A study of the Decision styles of Individuals choosing alternatives when there Is Uncertainty
Date of Award
Doctor of Arts (DA)
Center for Computer-Based Learning
John A. Scigliano
Marlyn Kemper Littman
Charles E. Early
There were two primary purposes for conducting this study. The first purpose was to assess subject ski1 in decision making. The second, and equally important purpose, was to evaluate and predict subject decision-making performance based on cognitive and contingency style.
Subjects were first categorized according to decision-making style using the Rowe (1985) "Decision Style Inventory III." The subjects were categorized, depending on their score, into groups that possessed one of four styles. The style classifications used were directive, analytical. Conceptual, and behavioral. It is possible for the individual subject to possess more than one style. In order to assess their decision-making skills, the subjects in each of the four style groups were then examined to determine the risk strategy used in a hypothetical problem.
In the research design employed, the subject was given a problem, with choices for solving that problem. The subjects made a decision based on the many factors involved in their individual decision-making process.

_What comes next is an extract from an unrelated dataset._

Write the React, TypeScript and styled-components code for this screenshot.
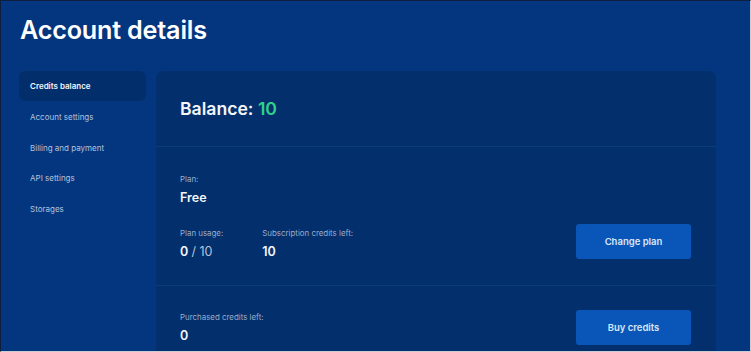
import * as React from 'react'
import styled, { createGlobalStyle } from 'styled-components'

const GlobalStyle = createGlobalStyle`
  html, body {
    margin: 0;
    padding: 0;
    height: 100%;
    overflow: hidden;
    background: #04367f;
  }
  * {
    box-sizing: border-box;
  }
`

const Frame = styled.div`
  width: 751px;
  height: 352px;
  overflow: hidden;
  background: #04367f;
  border-left: 1px solid #0e1e3c;
  border-top: 1px solid #0e1e3c;
  border-right: 1px solid #c9ccd2;
  border-bottom: 1px solid #c9ccd2;
  font-family: Inter, 'Noto Sans', sans-serif;
  color: #ffffff;
  padding: 12px 34px 0 18px;
`

const Title = styled.h1`
  margin: 0 0 24px 1px;
  font-size: 25.2px;
  line-height: 34px;
  font-weight: 600;
  letter-spacing: -0.2px;
`

const Layout = styled.div`
  display: grid;
  grid-template-columns: 127px 1fr;
  gap: 10px;
  align-items: start;
`

const Nav = styled.nav`
  display: flex;
  flex-direction: column;
  gap: 0.8px;
`

const NavItem = styled.div<{ active?: boolean }>`
  height: 30px;
  display: flex;
  align-items: center;
  padding: 0 11px;
  border-radius: 6px;
  font-size: 8px;
  font-weight: ${p => (p.active ? 600 : 400)};
  color: ${p => (p.active ? '#f1f5fc' : '#b3c2dc')};
  background: ${p => (p.active ? '#032e6c' : 'transparent')};
`

const Card = styled.section`
  background: #032f6d;
  border-radius: 8px;
  height: 300px;
`

const Section = styled.div<{ last?: boolean }>`
  display: flex;
  align-items: flex-start;
  justify-content: space-between;
  padding: 26px 25px 25px 24px;
  border-bottom: ${p => (p.last ? 'none' : '1px solid #0a3b7c')};
`

const Heading = styled.div`
  font-size: 17.6px;
  line-height: 22px;
  font-weight: 600;
  padding: 1px 0;
  color: #f3f6fb;
`

const Accent = styled.span`
  color: #2fd28b;
`

const Fields = styled.div`
  display: flex;
  flex-direction: column;
  gap: 22px;
  padding-top: 1px;
`

const FieldRow = styled.div`
  display: flex;
  gap: 39px;
`

const Field = styled.div`
  display: flex;
  flex-direction: column;
  gap: 6px;
`

const Label = styled.div`
  font-size: 7.9px;
  line-height: 10px;
  color: #9cadc9;
`

const Value = styled.div`
  font-size: 12.5px;
  line-height: 16px;
  font-weight: 600;
  color: #f3f6fb;
`

const Muted = styled.span`
  font-weight: 400;
  color: #b6c4dc;
`

const Button = styled.button<{ offset: number }>`
  width: 115px;
  height: 35px;
  margin-top: ${p => p.offset}px;
  border: none;
  border-radius: 3px;
  background: #0956b8;
  color: #dbe6f7;
  font-family: Inter, 'Noto Sans', sans-serif;
  font-size: 9.5px;
  font-weight: 600;
  cursor: pointer;
`

const navItems = ['Credits balance', 'Account settings', 'Billing and payment', 'API settings', 'Storages']

export default function App() {
  return (
    <>
      <GlobalStyle />
      <Frame>
        <Title>Account details</Title>
        <Layout>
          <Nav>
            {navItems.map((item, i) => (
              <NavItem key={item} active={i === 0}>
                {item}
              </NavItem>
            ))}
          </Nav>
          <Card>
            <Section>
              <Heading>
                Balance: <Accent>10</Accent>
              </Heading>
            </Section>
            <Section>
              <Fields>
                <Field>
                  <Label>Plan:</Label>
                  <Value>Free</Value>
                </Field>
                <FieldRow>
                  <Field>
                    <Label>Plan usage:</Label>
                    <Value>
                      0 <Muted>/ 10</Muted>
                    </Value>
                  </Field>
                  <Field>
                    <Label>Subscription credits left:</Label>
                    <Value>10</Value>
                  </Field>
                </FieldRow>
              </Fields>
              <Button offset={51}>Change plan</Button>
            </Section>
            <Section last>
              <Field>
                <Label>Purchased credits left:</Label>
                <Value>0</Value>
              </Field>
              <Button offset={-2}>Buy credits</Button>
            </Section>
          </Card>
        </Layout>
      </Frame>
    </>
  )
}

The resulting decisions were examined in terms of the basis of decision style and type of risk exposure.
The subjects were selected from students majoring in Management Information Systems (MIS) or Business Administration at Mobile College in Mobile. Alabama. All subjects participating in the study had completed college courses in beginning statistics, mathematics through beginning algebra, and at least twelve hours in management information systems as well as one course in management theory. The study focused on the decision styles of the student decision makers and their tendencies to undertake certain types of risk based on their decision styles.
Thomas L. Johnson. 1988. A study of the Decision styles of Individuals choosing alternatives when there Is Uncertainty. Doctoral dissertation. Nova Southeastern University. Retrieved from NSUWorks, Center for Computer-Based Learning. (609)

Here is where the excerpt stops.